En llegando el primero de marzo, el paisaje sonoro de Valencia, día y noche, y hasta el 19, es una sinfonía desorganizada y ácrata de ruidos de petardos, ni antes ni después de esos límites se les escucha. Han comenzado las Fallas de la pandemia del coronavirus y no se escucha el abrumador ruido de petardos marceros de siempre en las calles.

El petardeo es una manera de sumarse, adherirse, a la fiesta, de participar en ella de manera tumultuosa y democráticamente y no pocas veces molesta para sus abstencionistas. El lanzamiento intenso y continuo de petardos en Fallas no se advierte por el momento en este episodio que oficialmente ya ni son Fallas, sino “actos falleros”  en la semiótica del Ribó, quien tampoco ha hecho ningún esfuerzo en la primera mascletà descentralizada fallera a la que acudió en el Marítimo desprovisto de revestirse de algún signillo fallero, una pañoleta o un simple blusón.

La sintomática ausencia en el paisaje sonoro petardo en Valencia en estas Fallas septembrinas bien podría ser objeto de análisis en ejercicios prácticos de antropología, sociología, psicología o etnología. El no extrovertirse la muchachada a petardazo limpio en estas singulares Fallas puede nos esté indicando una falta de adhesión general a lo que está ocurriendo o han programado puede deberse a diversos motivos, desde los sanitarios hasta los climatológicos. No hay muchos signos, por lo general, de saciar la insaciable y tradicional apetencia por la fiesta, lo lúdico, algo extraño en esta ciudad y tierra que ha vivido de continuo en permanente estado de fiesta.

Pienso que uno de los motivos es la ausencia o falta de primavera. Las Fallas tienen su peculiar sentido y significado cuando irrumpe la primavera. La antropología fallera y mediterránea de nuestro pueblo detecta en su sangre y emociones el momento en que muere el invierno y nace la primavera, y lo festeja a lo grande. El coronavirus nos ha cambiado todo a todos, también nuestra dimensión y vocación por lo lúdico y festero. Todo ha sido trastocado, alterado. Las Fallas de la pandemia fuera de su tiempo litúrgico, el primaveral, no van a tener la respuesta popular de siempre, ni en número, ni en intensidad por razones climáticas. Las mismas lluvias en marzo suelen ser como lágrimas de alegría y estos días están siendo catastróficas. En la noche de la plantà de las Fallas se encargaron los fuertes aguaceros de desplantarlas.

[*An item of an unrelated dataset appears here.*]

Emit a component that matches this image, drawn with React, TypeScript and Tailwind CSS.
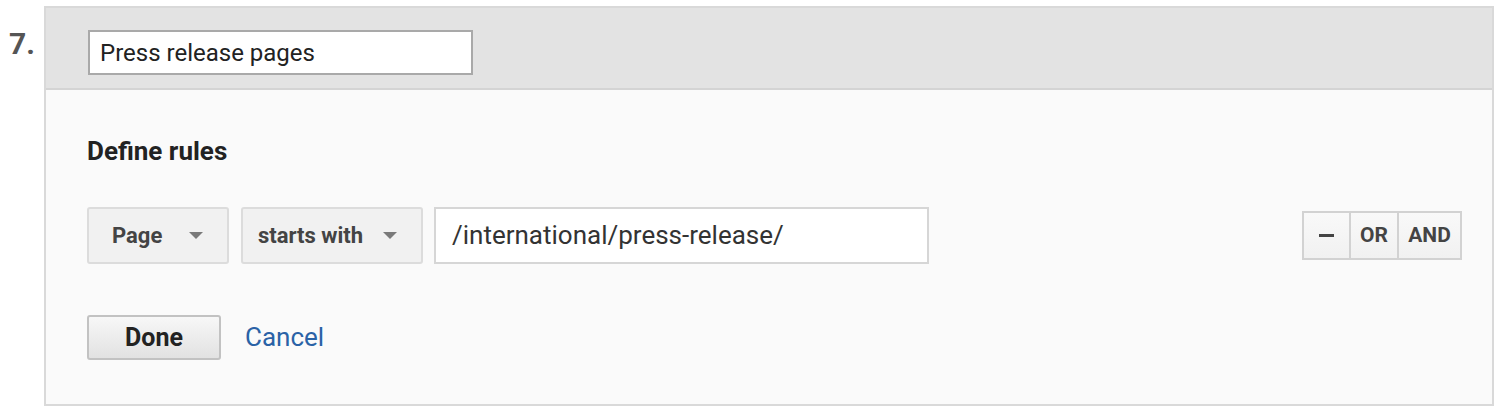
import React from 'react';

const Caret = () => (
  <svg width="14" height="8" viewBox="0 0 14 8" className="shrink-0">
    <path d="M0 0 L14 0 L7 7 Z" fill="#7a7a7a" />
  </svg>
);

const Select = ({ label, className }: { label: string; className: string }) => (
  <div
    className={`${className} h-[57px] flex items-center justify-between pr-[24px] bg-[#f1f1f1] border-2 border-[#dcdcdc] rounded-[3px] text-[22px] font-bold text-[#444]`}
  >
    <span>{label}</span>
    <Caret />
  </div>
);

const App = () => {
  return (
    <div className="w-[1500px] h-[416px] bg-white flex pt-[6px] font-['Roboto',sans-serif]">
      <div className="w-[44px] pl-[9px] pt-[20px] text-[30px] leading-[36px] font-bold text-[#555]">7.</div>

      <div className="w-[1450px] h-[400px] border-2 border-[#d9d9d9] flex flex-col">
        {/* header band */}
        <div className="h-[82px] bg-[#e3e3e3] border-b-2 border-[#d4d4d4] pl-[42px] pt-[22px]">
          <div className="w-[385px] h-[45px] bg-white border-2 border-[#a9a9a9] flex items-center pl-[10px] text-[24px] text-[#222]">
            Press release pages
          </div>
        </div>

        {/* body */}
        <div className="flex-1 bg-[#fafafa] pl-[41px] pr-[30px] pt-[45px]">
          <h3 className="text-[26px] leading-[32px] font-bold text-[#222]">Define rules</h3>

          <div className="mt-[40px] flex items-center">
            <Select label="Page" className="w-[142px] pl-[23px]" />
            <div className="ml-[12px]">
              <Select label="starts with" className="w-[182px] pl-[15px]" />
            </div>
            <div className="ml-[11px] w-[495px] h-[57px] bg-white border-2 border-[#d6d6d6] flex items-center pl-[16px] text-[26px] text-[#333]">
              /international/press-release/
            </div>

            <div className="ml-auto flex h-[49px] border-2 border-[#d2d2d2] bg-gradient-to-b from-[#f9f9f9] to-[#f1f1f1] text-[21px] font-bold text-[#444]">
              <div className="w-[47px] flex items-center justify-center border-r-2 border-[#d2d2d2]">
                <span className="block w-[15px] h-[3px] bg-[#444]" />
              </div>
              <div className="w-[48px] flex items-center justify-center border-r-2 border-[#d2d2d2]">OR</div>
              <div className="w-[61px] flex items-center justify-center">AND</div>
            </div>
          </div>

          <div className="mt-[51px] flex items-center">
            <button className="w-[134px] h-[45px] bg-gradient-to-b from-[#f7f7f7] to-[#e2e2e2] border-2 border-[#c2c2c2] rounded-[3px] text-[25px] font-bold text-[#222]">
              Done
            </button>
            <a className="ml-[24px] text-[26px] text-[#2a62a6] cursor-pointer">Cancel</a>
          </div>
        </div>
      </div>
    </div>
  );
};

export default App;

Los valencianos con las Fallas celebramos la despedida del invierno y el nacimiento de la primavera. Salimos de la hibernación y exultamos de gozo por la llegada de la primavera. Salimos de las casas, de los encierros en los hogares, de las largas horas de velada, y nos echamos a la calle. Somos gente de calle, no nos gusta la enclaustración y menos con el buen tiempo.  La primavera es un tiempo nuevo, de cambios, fuerza, vigor, vitalidad. De luminosidad, nos deleita la nítida luz de Valencia que plasmó con maestría Sorolla.

En Fallas, primavera, rabiamos al abrirse las puertas de la luz, la entrada de las brisas marineras, la frescura. Abandonamos las prendas de abrigo y acudimos con ropa ligera a la mascletà, a ver Fallas, nos transformamos personal y colectivamente, incluso nos unimos, olvidamos las mil valencias bereberes existentes cuando nos convocan en cada  amanecida la despertà o al mediodía la mascletà.

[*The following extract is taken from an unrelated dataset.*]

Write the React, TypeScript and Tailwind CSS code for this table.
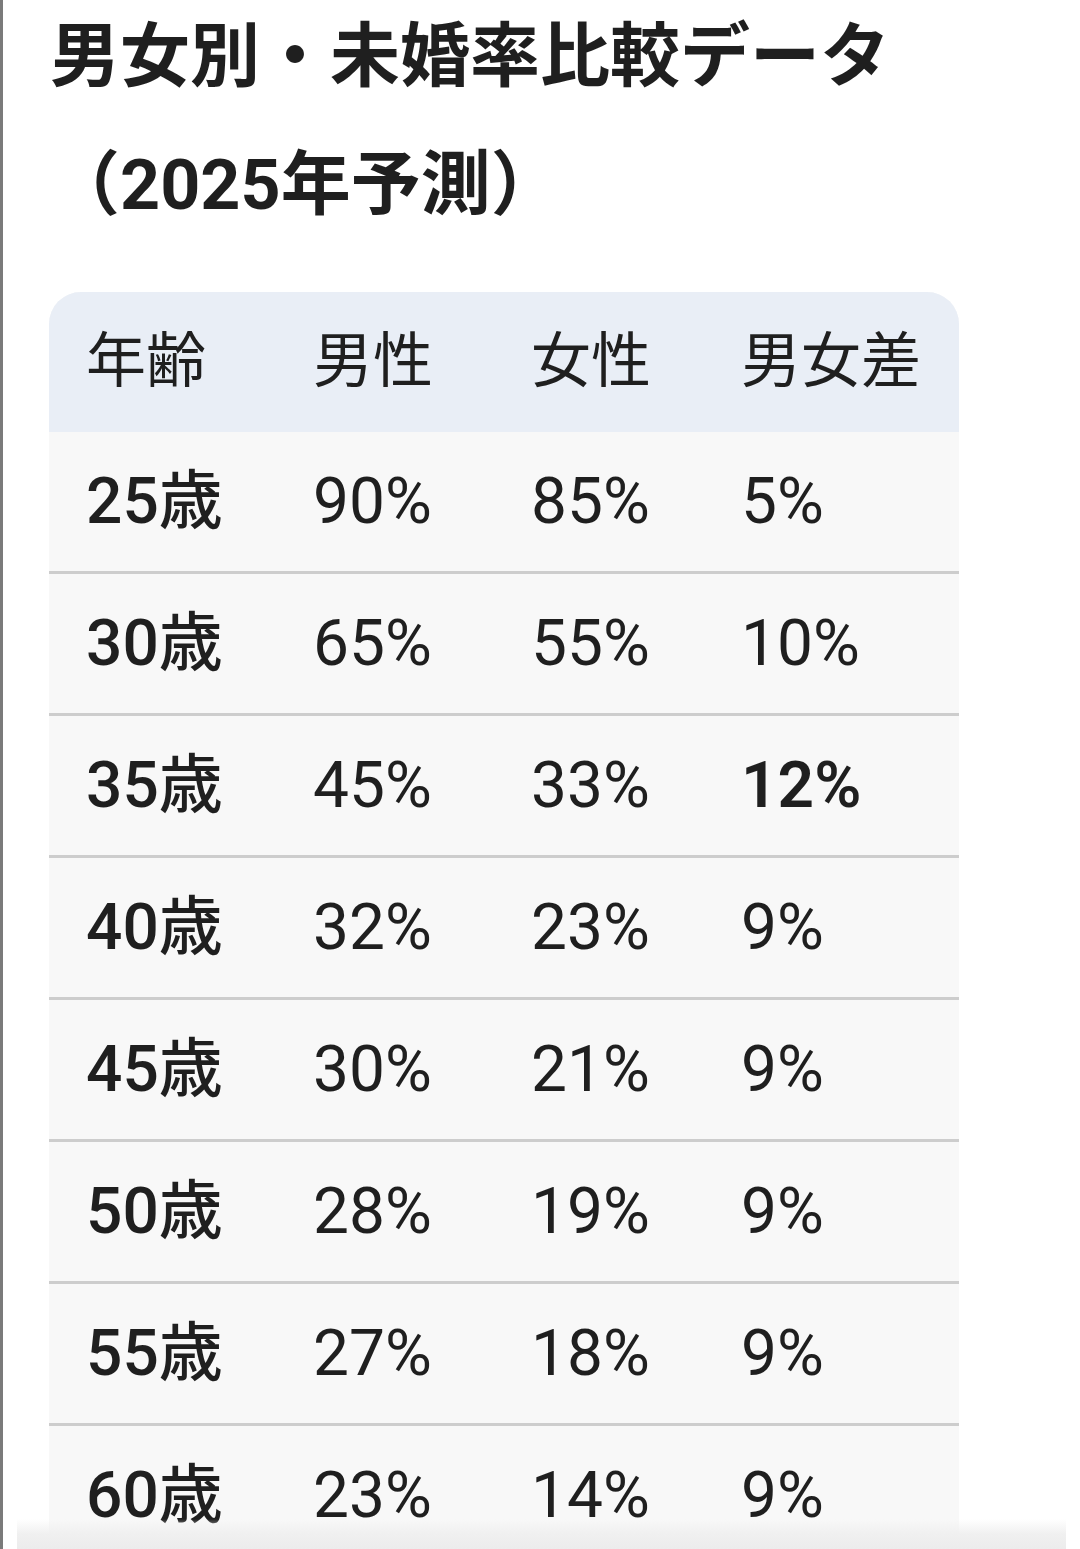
import React from 'react';

type Row = {
  age: string;
  male: string;
  female: string;
  diff: string;
  strong?: boolean;
};

const rows: Row[] = [
  { age: '25歳', male: '90%', female: '85%', diff: '5%' },
  { age: '30歳', male: '65%', female: '55%', diff: '10%' },
  { age: '35歳', male: '45%', female: '33%', diff: '12%', strong: true },
  { age: '40歳', male: '32%', female: '23%', diff: '9%' },
  { age: '45歳', male: '30%', female: '21%', diff: '9%' },
  { age: '50歳', male: '28%', female: '19%', diff: '9%' },
  { age: '55歳', male: '27%', female: '18%', diff: '9%' },
  { age: '60歳', male: '23%', female: '14%', diff: '9%' },
];

const font = "font-['Roboto','Noto_Sans_CJK_JP',sans-serif]";
const cols = 'grid grid-cols-[227px_218px_210px_255px]';

const App: React.FC = () => {
  return (
    <div className={`relative h-[1549px] overflow-hidden border-l-[3px] border-[#7a7a7a] bg-white text-[#1f1f1f] ${font}`}>
      <h1 className="-mt-[7px] pl-[47px] text-[70px] font-bold leading-[128px]">
        男女別・未婚率比較データ
        <br />
        （2025年予測）
      </h1>

      <div className="mt-[43px] ml-[46px] w-[910px] overflow-hidden rounded-t-[32px] bg-[#f8f8f8]">
        <div className={`${cols} h-[140px] items-center bg-[#e9eef6] text-[60px] leading-none`}>
          <div className="pl-[37px]">年齢</div>
          <div className="pl-[37px]">男性</div>
          <div className="pl-[37px]">女性</div>
          <div className="pl-[37px]">男女差</div>
        </div>

        {rows.map((r) => (
          <div
            key={r.age}
            className={`${cols} h-[142px] items-center border-b-[3px] border-[#cdcdcd] text-[64px] leading-none`}
          >
            <div className="pl-[37px] font-medium">{r.age}</div>
            <div className="pl-[37px]">{r.male}</div>
            <div className="pl-[37px]">{r.female}</div>
            <div className={`pl-[37px] ${r.strong ? 'font-semibold' : ''}`}>{r.diff}</div>
          </div>
        ))}
      </div>

      {/* bottom bar shadow peeking in */}
      <div className="absolute bottom-0 left-[14px] right-[14px] h-[30px] bg-gradient-to-b from-[#f6f6f6]/0 via-[#f0f0f0] to-[#ececec]" />
    </div>
  );
};

export default App;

A estas Fallas les falta la primavera, la frescura.  Están fuera de su entorno y contexto natural. Se cumplirá programa y expediente, el trámite, pero seguirá faltando la primavera, la experiencia vital del tránsito todo lo contrario a lo que está ocurriendo, el paso del verano al período invernal. Por ello, puede que la notable ausencia del intenso petardeo marcero esté ya indicando que a estas Fallas les falta la fuerza vital de la primavera y les sobran las torrenciales lluvias que anuncian otoño e invierno con sus rayos y truenos, nada que ver con las llamas de las Fallas, ni el ruido rítmico, musical, de su pirotecnia.